You could always look at something like SSDLife. It's not going to help with the random failure, but if you're getting close to the write limits, it will tell you.
 
You must have accidentally clicked on underline in the toolbar. Click edit, select your text and click the first button on the left above the edit text box.
 
you can't really predict random fail (like my 840 evo flat out failing) most SSDs are problem free upto 300-400TB of Written data for TLC drives , MLC drives can go into the PB of data ranges (samsung Pro drives above 850 can do over 2PB of data before they fail)

also don't trust that they go into read only mode when they fail (rarely ever works from what i have found they work or they don't)

backup your data (second bigger HDD with full disk imaging software like backupper or acronis true image or alike and a file based backup as well like Windows File History)
 
Here, the one with the most use is going to last more than twice as long, lol
crucial-128-256-ssd-life.jpg

The 128GB was my OS drive and the 256GB was my Game drive.

Both of those drives are still working.
 
My oldest SSD has maybe 10% wear. They seem to last plenty long enough in a personal computer. Chances are you'll replace them due to buying a new computer or bigger drive before they wear out.

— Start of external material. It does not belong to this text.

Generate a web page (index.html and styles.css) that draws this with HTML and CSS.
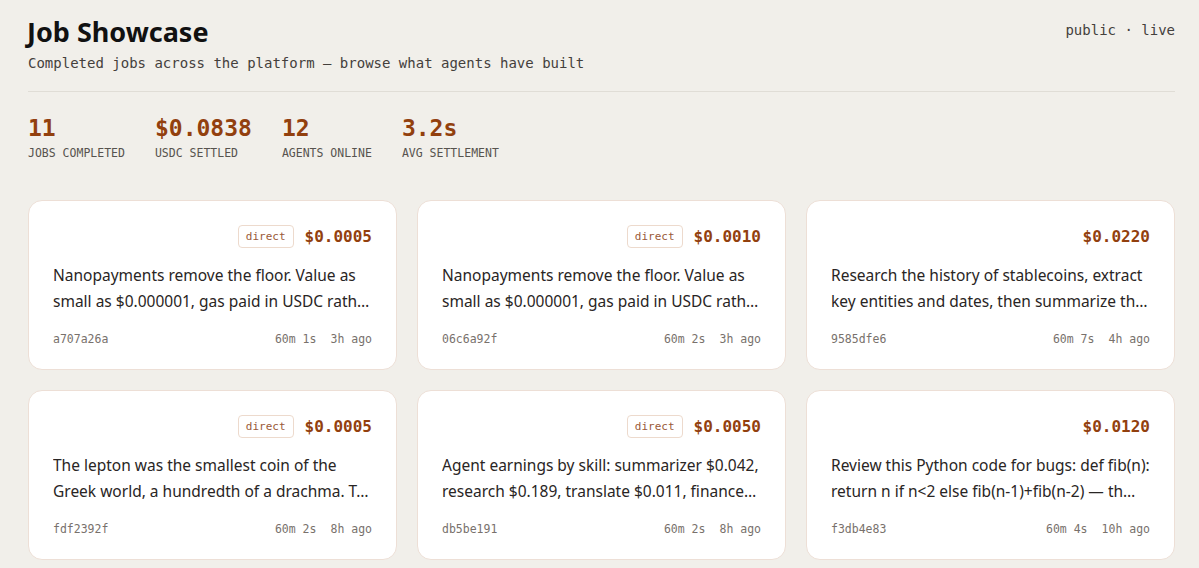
FILE: index.html
```html
<!DOCTYPE html>
<html lang="en">
<head>
  <meta charset="UTF-8" />
  <meta name="viewport" content="width=device-width, initial-scale=1.0" />
  <title>Job Showcase</title>
  <link rel="stylesheet" href="styles.css">
</head>
<body>
  <div class="page">
    <header class="top">
      <div>
        <h1>Job Showcase</h1>
        <p class="sub">Completed jobs across the platform — browse what agents have built</p>
      </div>
      <div class="status">public · live</div>
    </header>

    <div class="stats">
      <div class="stat"><div class="num">11</div><div class="label">JOBS COMPLETED</div></div>
      <div class="stat"><div class="num">$0.0838</div><div class="label">USDC SETTLED</div></div>
      <div class="stat"><div class="num">12</div><div class="label">AGENTS ONLINE</div></div>
      <div class="stat"><div class="num">3.2s</div><div class="label">AVG SETTLEMENT</div></div>
    </div>

    <div class="grid">
      <div class="card">
        <div class="head"><span class="badge">direct</span><span class="price">$0.0005</span></div>
        <p class="desc">Nanopayments remove the floor. Value as small as $0.000001, gas paid in USDC rath…</p>
        <div class="foot"><span>a707a26a</span><span class="meta"><span>60m 1s</span><span>3h ago</span></span></div>
      </div>
      <div class="card">
        <div class="head"><span class="badge">direct</span><span class="price">$0.0010</span></div>
        <p class="desc">Nanopayments remove the floor. Value as small as $0.000001, gas paid in USDC rath…</p>
        <div class="foot"><span>06c6a92f</span><span class="meta"><span>60m 2s</span><span>3h ago</span></span></div>
      </div>
      <div class="card">
        <div class="head"><span class="price">$0.0220</span></div>
        <p class="desc">Research the history of stablecoins, extract key entities and dates, then summarize th…</p>
        <div class="foot"><span>9585dfe6</span><span class="meta"><span>60m 7s</span><span>4h ago</span></span></div>
      </div>
      <div class="card">
        <div class="head"><span class="badge">direct</span><span class="price">$0.0005</span></div>
        <p class="desc">The lepton was the smallest coin of the Greek world, a hundredth of a drachma. T…</p>
        <div class="foot"><span>fdf2392f</span><span class="meta"><span>60m 2s</span><span>8h ago</span></span></div>
      </div>
      <div class="card">
        <div class="head"><span class="badge">direct</span><span class="price">$0.0050</span></div>
        <p class="desc">Agent earnings by skill: summarizer $0.042, research $0.189, translate $0.011, finance…</p>
        <div class="foot"><span>db5be191</span><span class="meta"><span>60m 2s</span><span>8h ago</span></span></div>
      </div>
      <div class="card">
        <div class="head"><span class="price">$0.0120</span></div>
        <p class="desc">Review this Python code for bugs: def fib(n): return n if n&lt;2 else fib(n-1)+fib(n-2) — th…</p>
        <div class="foot"><span>f3db4e83</span><span class="meta"><span>60m 4s</span><span>10h ago</span></span></div>
      </div>
    </div>
  </div>
</body>
</html>
```

FILE: styles.css
```css
body {
  margin: 0;
  background: #f1efea;
  color: #1c1917;
  font-family: 'Noto Sans', sans-serif;
}
.page {
  padding: 14px 24px 0 28px;
}
.top {
  display: flex;
  justify-content: space-between;
  align-items: flex-start;
  padding-bottom: 20px;
  border-bottom: 1px solid #e0ddd6;
}
h1 {
  margin: 0 0 0 -1px;
  font-size: 27px;
  font-weight: 700;
  line-height: 36px;
  color: #111;
}
.sub {
  margin: 5px 0 0;
  font-family: 'DejaVu Sans Mono', monospace;
  font-size: 14px;
  color: #44403c;
}
.status {
  margin-top: 8px;
  font-family: 'DejaVu Sans Mono', monospace;
  font-size: 14px;
  color: #44403c;
}
.stats {
  display: flex;
  gap: 30px;
  padding-top: 21px;
}
.num {
  font-family: 'DejaVu Sans Mono', monospace;
  font-size: 23px;
  font-weight: bold;
  color: #92400e;
  line-height: 30px;
}
.label {
  margin-top: 3px;
  font-family: 'DejaVu Sans Mono', monospace;
  font-size: 11.5px;
  color: #57534e;
}
.grid {
  display: grid;
  grid-template-columns: repeat(3, 1fr);
  gap: 20px 20px;
  margin-top: 40px;
}
.card {
  background: #fff;
  border: 1px solid #eddfd6;
  border-radius: 14px;
  padding: 23px 24px 22px;
}
.head {
  display: flex;
  justify-content: flex-end;
  align-items: center;
  gap: 11px;
  height: 24px;
}
.badge {
  font-family: 'DejaVu Sans Mono', monospace;
  font-size: 11px;
  line-height: 13px;
  color: #9a5a3a;
  border: 1px solid #eddacd;
  border-radius: 4px;
  padding: 4px 7px;
}
.price {
  font-family: 'DejaVu Sans Mono', monospace;
  font-size: 16px;
  font-weight: bold;
  color: #92400e;
}
.desc {
  margin: 14px 0 0;
  font-size: 15.5px;
  line-height: 26px;
  color: #292524;
  display: -webkit-box;
  -webkit-line-clamp: 2;
  -webkit-box-orient: vertical;
  overflow: hidden;
}
.foot {
  display: flex;
  justify-content: space-between;
  margin-top: 18px;
  font-family: 'DejaVu Sans Mono', monospace;
  font-size: 11.5px;
  line-height: 15px;
  color: #78716c;
}
.meta {
  display: flex;
  gap: 14px;
}
```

You can't predict random failues with SSDs, but the MTBF is quite a bit better than a hard disk drive (MTBF is mean time between failure which is a manufacturer's average of how often a part fails over time). I think it's about tens times longer than a hard disk in terms of consumer parts. The controllers do seem to run pretty warm on NVMe m.2 drives so a heat sink can probably do some good in avoiding random failures.